● REQUIREMENT: All of the material below is to be restated word for word, apart from the pictures.

· · · · ·

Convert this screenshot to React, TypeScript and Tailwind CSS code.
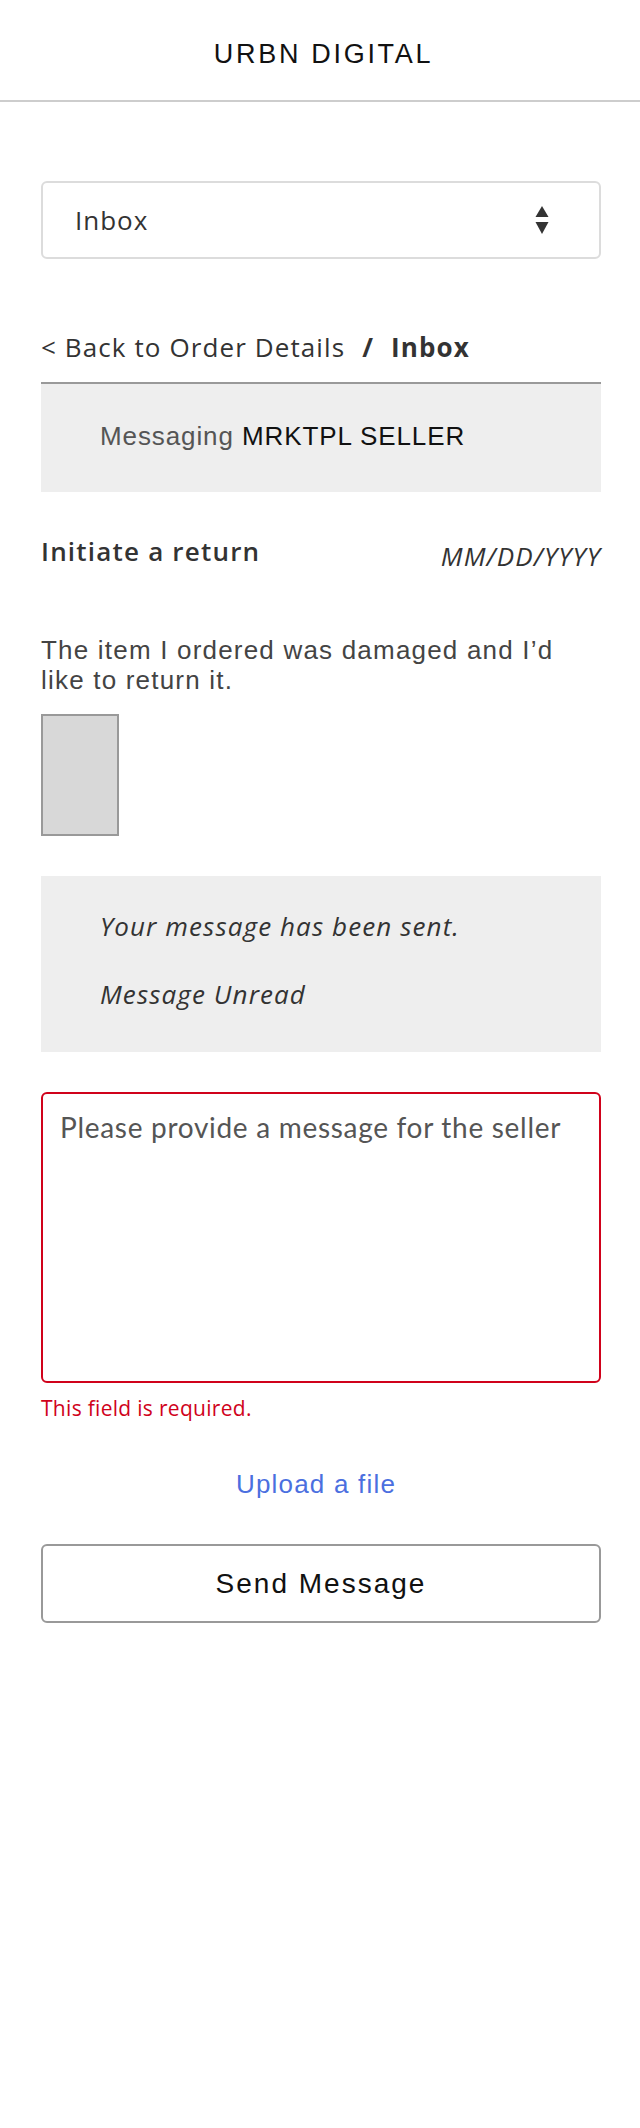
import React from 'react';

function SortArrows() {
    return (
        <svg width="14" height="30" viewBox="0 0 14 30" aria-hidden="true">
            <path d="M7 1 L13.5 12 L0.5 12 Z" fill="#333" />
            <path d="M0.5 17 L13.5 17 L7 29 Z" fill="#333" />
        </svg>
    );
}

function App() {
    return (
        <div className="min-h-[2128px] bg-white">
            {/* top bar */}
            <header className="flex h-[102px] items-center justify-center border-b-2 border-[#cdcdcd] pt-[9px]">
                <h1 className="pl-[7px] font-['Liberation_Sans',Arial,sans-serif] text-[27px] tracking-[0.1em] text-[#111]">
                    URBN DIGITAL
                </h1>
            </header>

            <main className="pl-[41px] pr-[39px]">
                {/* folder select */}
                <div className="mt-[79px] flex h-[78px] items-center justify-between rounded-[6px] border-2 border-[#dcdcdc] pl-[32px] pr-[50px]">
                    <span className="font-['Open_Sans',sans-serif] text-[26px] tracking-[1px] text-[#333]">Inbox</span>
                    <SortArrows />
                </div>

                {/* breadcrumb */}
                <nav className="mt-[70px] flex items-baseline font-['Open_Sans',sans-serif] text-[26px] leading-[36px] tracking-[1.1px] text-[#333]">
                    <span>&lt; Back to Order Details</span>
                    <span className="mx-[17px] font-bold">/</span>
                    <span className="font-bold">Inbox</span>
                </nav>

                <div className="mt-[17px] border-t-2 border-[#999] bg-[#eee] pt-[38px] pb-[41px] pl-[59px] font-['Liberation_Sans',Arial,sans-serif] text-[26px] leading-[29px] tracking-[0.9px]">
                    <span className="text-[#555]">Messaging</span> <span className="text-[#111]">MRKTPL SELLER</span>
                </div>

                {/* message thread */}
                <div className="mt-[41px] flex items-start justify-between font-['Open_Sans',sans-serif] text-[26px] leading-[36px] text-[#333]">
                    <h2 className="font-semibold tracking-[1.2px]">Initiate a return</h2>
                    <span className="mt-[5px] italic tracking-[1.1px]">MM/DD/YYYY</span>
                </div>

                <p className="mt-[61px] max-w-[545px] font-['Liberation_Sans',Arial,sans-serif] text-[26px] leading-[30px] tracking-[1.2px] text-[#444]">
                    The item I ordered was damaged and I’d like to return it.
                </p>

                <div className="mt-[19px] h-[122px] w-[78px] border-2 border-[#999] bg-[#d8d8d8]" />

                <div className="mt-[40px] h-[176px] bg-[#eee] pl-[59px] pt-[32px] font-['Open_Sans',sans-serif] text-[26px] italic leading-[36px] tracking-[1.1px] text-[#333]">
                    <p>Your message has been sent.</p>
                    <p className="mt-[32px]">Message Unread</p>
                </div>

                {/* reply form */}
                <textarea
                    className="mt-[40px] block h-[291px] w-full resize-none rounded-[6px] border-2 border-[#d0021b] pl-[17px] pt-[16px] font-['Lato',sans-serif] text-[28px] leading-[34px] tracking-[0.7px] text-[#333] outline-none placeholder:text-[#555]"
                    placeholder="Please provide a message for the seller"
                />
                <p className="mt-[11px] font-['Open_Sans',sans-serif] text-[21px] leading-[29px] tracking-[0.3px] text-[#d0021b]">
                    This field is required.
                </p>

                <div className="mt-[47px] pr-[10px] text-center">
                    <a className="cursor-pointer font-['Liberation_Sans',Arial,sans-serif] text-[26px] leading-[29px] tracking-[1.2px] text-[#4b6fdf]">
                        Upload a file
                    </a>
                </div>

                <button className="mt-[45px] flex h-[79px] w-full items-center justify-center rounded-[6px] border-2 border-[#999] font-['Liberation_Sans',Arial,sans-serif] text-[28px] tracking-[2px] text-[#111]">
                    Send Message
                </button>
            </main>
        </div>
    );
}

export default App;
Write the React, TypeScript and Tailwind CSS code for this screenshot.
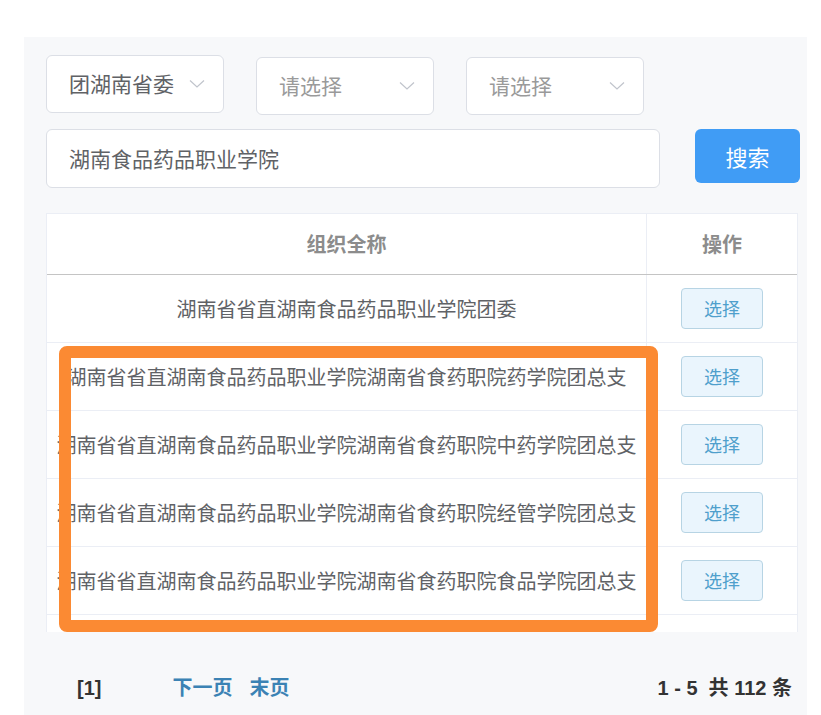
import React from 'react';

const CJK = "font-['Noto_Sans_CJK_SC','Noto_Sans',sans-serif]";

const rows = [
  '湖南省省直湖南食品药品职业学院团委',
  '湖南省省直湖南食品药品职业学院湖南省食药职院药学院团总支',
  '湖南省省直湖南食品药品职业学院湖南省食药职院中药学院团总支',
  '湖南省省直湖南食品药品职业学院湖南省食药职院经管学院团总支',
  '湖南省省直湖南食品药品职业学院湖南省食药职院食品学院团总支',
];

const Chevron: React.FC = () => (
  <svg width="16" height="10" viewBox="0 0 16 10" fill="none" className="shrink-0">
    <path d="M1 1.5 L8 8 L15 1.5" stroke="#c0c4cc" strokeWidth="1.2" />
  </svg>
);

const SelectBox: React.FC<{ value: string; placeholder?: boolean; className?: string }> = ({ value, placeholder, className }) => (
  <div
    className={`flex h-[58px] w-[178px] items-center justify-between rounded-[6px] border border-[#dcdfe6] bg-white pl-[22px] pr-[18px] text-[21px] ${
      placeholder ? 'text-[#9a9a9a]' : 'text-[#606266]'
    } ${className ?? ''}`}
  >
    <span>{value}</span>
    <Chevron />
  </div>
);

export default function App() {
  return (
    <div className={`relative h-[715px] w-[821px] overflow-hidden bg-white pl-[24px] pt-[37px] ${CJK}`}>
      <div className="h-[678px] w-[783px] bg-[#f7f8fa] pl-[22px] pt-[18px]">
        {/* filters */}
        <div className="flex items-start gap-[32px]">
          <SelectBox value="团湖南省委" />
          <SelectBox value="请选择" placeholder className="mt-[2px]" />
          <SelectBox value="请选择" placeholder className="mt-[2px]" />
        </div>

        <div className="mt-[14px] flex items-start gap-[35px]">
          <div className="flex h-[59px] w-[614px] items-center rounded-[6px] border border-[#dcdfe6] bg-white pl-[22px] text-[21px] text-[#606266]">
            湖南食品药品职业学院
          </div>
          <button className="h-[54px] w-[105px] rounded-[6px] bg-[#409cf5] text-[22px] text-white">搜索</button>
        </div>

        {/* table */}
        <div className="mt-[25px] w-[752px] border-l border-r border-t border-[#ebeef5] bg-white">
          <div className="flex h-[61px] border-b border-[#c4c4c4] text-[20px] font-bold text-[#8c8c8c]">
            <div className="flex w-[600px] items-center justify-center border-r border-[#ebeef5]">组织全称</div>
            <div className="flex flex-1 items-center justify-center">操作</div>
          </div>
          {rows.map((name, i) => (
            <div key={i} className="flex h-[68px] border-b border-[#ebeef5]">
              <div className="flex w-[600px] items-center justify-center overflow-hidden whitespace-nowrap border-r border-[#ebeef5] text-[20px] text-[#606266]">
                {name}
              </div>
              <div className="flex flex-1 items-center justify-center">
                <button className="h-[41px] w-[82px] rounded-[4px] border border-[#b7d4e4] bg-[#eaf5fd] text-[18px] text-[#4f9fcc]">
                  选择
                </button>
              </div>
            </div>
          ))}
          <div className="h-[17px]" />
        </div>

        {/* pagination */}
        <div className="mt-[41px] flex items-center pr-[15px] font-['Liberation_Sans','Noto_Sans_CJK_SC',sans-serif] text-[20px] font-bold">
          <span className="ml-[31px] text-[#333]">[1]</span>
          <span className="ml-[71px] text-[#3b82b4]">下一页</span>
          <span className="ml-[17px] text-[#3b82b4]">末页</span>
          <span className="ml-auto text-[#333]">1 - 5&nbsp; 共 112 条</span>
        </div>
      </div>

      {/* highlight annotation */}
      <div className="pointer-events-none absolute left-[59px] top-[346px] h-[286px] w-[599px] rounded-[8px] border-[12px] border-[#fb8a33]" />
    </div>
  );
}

· · · · ·

● OUTPUT BELOW:
Convert this screenshot to React, TypeScript and Tailwind CSS code.
import React from 'react';

function SortArrows() {
    return (
        <svg width="14" height="30" viewBox="0 0 14 30" aria-hidden="true">
            <path d="M7 1 L13.5 12 L0.5 12 Z" fill="#333" />
            <path d="M0.5 17 L13.5 17 L7 29 Z" fill="#333" />
        </svg>
    );
}

function App() {
    return (
        <div className="min-h-[2128px] bg-white">
            {/* top bar */}
            <header className="flex h-[102px] items-center justify-center border-b-2 border-[#cdcdcd] pt-[9px]">
                <h1 className="pl-[7px] font-['Liberation_Sans',Arial,sans-serif] text-[27px] tracking-[0.1em] text-[#111]">
                    URBN DIGITAL
                </h1>
            </header>

            <main className="pl-[41px] pr-[39px]">
                {/* folder select */}
                <div className="mt-[79px] flex h-[78px] items-center justify-between rounded-[6px] border-2 border-[#dcdcdc] pl-[32px] pr-[50px]">
                    <span className="font-['Open_Sans',sans-serif] text-[26px] tracking-[1px] text-[#333]">Inbox</span>
                    <SortArrows />
                </div>

                {/* breadcrumb */}
                <nav className="mt-[70px] flex items-baseline font-['Open_Sans',sans-serif] text-[26px] leading-[36px] tracking-[1.1px] text-[#333]">
                    <span>&lt; Back to Order Details</span>
                    <span className="mx-[17px] font-bold">/</span>
                    <span className="font-bold">Inbox</span>
                </nav>

                <div className="mt-[17px] border-t-2 border-[#999] bg-[#eee] pt-[38px] pb-[41px] pl-[59px] font-['Liberation_Sans',Arial,sans-serif] text-[26px] leading-[29px] tracking-[0.9px]">
                    <span className="text-[#555]">Messaging</span> <span className="text-[#111]">MRKTPL SELLER</span>
                </div>

                {/* message thread */}
                <div className="mt-[41px] flex items-start justify-between font-['Open_Sans',sans-serif] text-[26px] leading-[36px] text-[#333]">
                    <h2 className="font-semibold tracking-[1.2px]">Initiate a return</h2>
                    <span className="mt-[5px] italic tracking-[1.1px]">MM/DD/YYYY</span>
                </div>

                <p className="mt-[61px] max-w-[545px] font-['Liberation_Sans',Arial,sans-serif] text-[26px] leading-[30px] tracking-[1.2px] text-[#444]">
                    The item I ordered was damaged and I’d like to return it.
                </p>

                <div className="mt-[19px] h-[122px] w-[78px] border-2 border-[#999] bg-[#d8d8d8]" />

                <div className="mt-[40px] h-[176px] bg-[#eee] pl-[59px] pt-[32px] font-['Open_Sans',sans-serif] text-[26px] italic leading-[36px] tracking-[1.1px] text-[#333]">
                    <p>Your message has been sent.</p>
                    <p className="mt-[32px]">Message Unread</p>
                </div>

                {/* reply form */}
                <textarea
                    className="mt-[40px] block h-[291px] w-full resize-none rounded-[6px] border-2 border-[#d0021b] pl-[17px] pt-[16px] font-['Lato',sans-serif] text-[28px] leading-[34px] tracking-[0.7px] text-[#333] outline-none placeholder:text-[#555]"
                    placeholder="Please provide a message for the seller"
                />
                <p className="mt-[11px] font-['Open_Sans',sans-serif] text-[21px] leading-[29px] tracking-[0.3px] text-[#d0021b]">
                    This field is required.
                </p>

                <div className="mt-[47px] pr-[10px] text-center">
                    <a className="cursor-pointer font-['Liberation_Sans',Arial,sans-serif] text-[26px] leading-[29px] tracking-[1.2px] text-[#4b6fdf]">
                        Upload a file
                    </a>
                </div>

                <button className="mt-[45px] flex h-[79px] w-full items-center justify-center rounded-[6px] border-2 border-[#999] font-['Liberation_Sans',Arial,sans-serif] text-[28px] tracking-[2px] text-[#111]">
                    Send Message
                </button>
            </main>
        </div>
    );
}

export default App;
Write the React, TypeScript and Tailwind CSS code for this screenshot.
import React from 'react';

const CJK = "font-['Noto_Sans_CJK_SC','Noto_Sans',sans-serif]";

const rows = [
  '湖南省省直湖南食品药品职业学院团委',
  '湖南省省直湖南食品药品职业学院湖南省食药职院药学院团总支',
  '湖南省省直湖南食品药品职业学院湖南省食药职院中药学院团总支',
  '湖南省省直湖南食品药品职业学院湖南省食药职院经管学院团总支',
  '湖南省省直湖南食品药品职业学院湖南省食药职院食品学院团总支',
];

const Chevron: React.FC = () => (
  <svg width="16" height="10" viewBox="0 0 16 10" fill="none" className="shrink-0">
    <path d="M1 1.5 L8 8 L15 1.5" stroke="#c0c4cc" strokeWidth="1.2" />
  </svg>
);

const SelectBox: React.FC<{ value: string; placeholder?: boolean; className?: string }> = ({ value, placeholder, className }) => (
  <div
    className={`flex h-[58px] w-[178px] items-center justify-between rounded-[6px] border border-[#dcdfe6] bg-white pl-[22px] pr-[18px] text-[21px] ${
      placeholder ? 'text-[#9a9a9a]' : 'text-[#606266]'
    } ${className ?? ''}`}
  >
    <span>{value}</span>
    <Chevron />
  </div>
);

export default function App() {
  return (
    <div className={`relative h-[715px] w-[821px] overflow-hidden bg-white pl-[24px] pt-[37px] ${CJK}`}>
      <div className="h-[678px] w-[783px] bg-[#f7f8fa] pl-[22px] pt-[18px]">
        {/* filters */}
        <div className="flex items-start gap-[32px]">
          <SelectBox value="团湖南省委" />
          <SelectBox value="请选择" placeholder className="mt-[2px]" />
          <SelectBox value="请选择" placeholder className="mt-[2px]" />
        </div>

        <div className="mt-[14px] flex items-start gap-[35px]">
          <div className="flex h-[59px] w-[614px] items-center rounded-[6px] border border-[#dcdfe6] bg-white pl-[22px] text-[21px] text-[#606266]">
            湖南食品药品职业学院
          </div>
          <button className="h-[54px] w-[105px] rounded-[6px] bg-[#409cf5] text-[22px] text-white">搜索</button>
        </div>

        {/* table */}
        <div className="mt-[25px] w-[752px] border-l border-r border-t border-[#ebeef5] bg-white">
          <div className="flex h-[61px] border-b border-[#c4c4c4] text-[20px] font-bold text-[#8c8c8c]">
            <div className="flex w-[600px] items-center justify-center border-r border-[#ebeef5]">组织全称</div>
            <div className="flex flex-1 items-center justify-center">操作</div>
          </div>
          {rows.map((name, i) => (
            <div key={i} className="flex h-[68px] border-b border-[#ebeef5]">
              <div className="flex w-[600px] items-center justify-center overflow-hidden whitespace-nowrap border-r border-[#ebeef5] text-[20px] text-[#606266]">
                {name}
              </div>
              <div className="flex flex-1 items-center justify-center">
                <button className="h-[41px] w-[82px] rounded-[4px] border border-[#b7d4e4] bg-[#eaf5fd] text-[18px] text-[#4f9fcc]">
                  选择
                </button>
              </div>
            </div>
          ))}
          <div className="h-[17px]" />
        </div>

        {/* pagination */}
        <div className="mt-[41px] flex items-center pr-[15px] font-['Liberation_Sans','Noto_Sans_CJK_SC',sans-serif] text-[20px] font-bold">
          <span className="ml-[31px] text-[#333]">[1]</span>
          <span className="ml-[71px] text-[#3b82b4]">下一页</span>
          <span className="ml-[17px] text-[#3b82b4]">末页</span>
          <span className="ml-auto text-[#333]">1 - 5&nbsp; 共 112 条</span>
        </div>
      </div>

      {/* highlight annotation */}
      <div className="pointer-events-none absolute left-[59px] top-[346px] h-[286px] w-[599px] rounded-[8px] border-[12px] border-[#fb8a33]" />
    </div>
  );
}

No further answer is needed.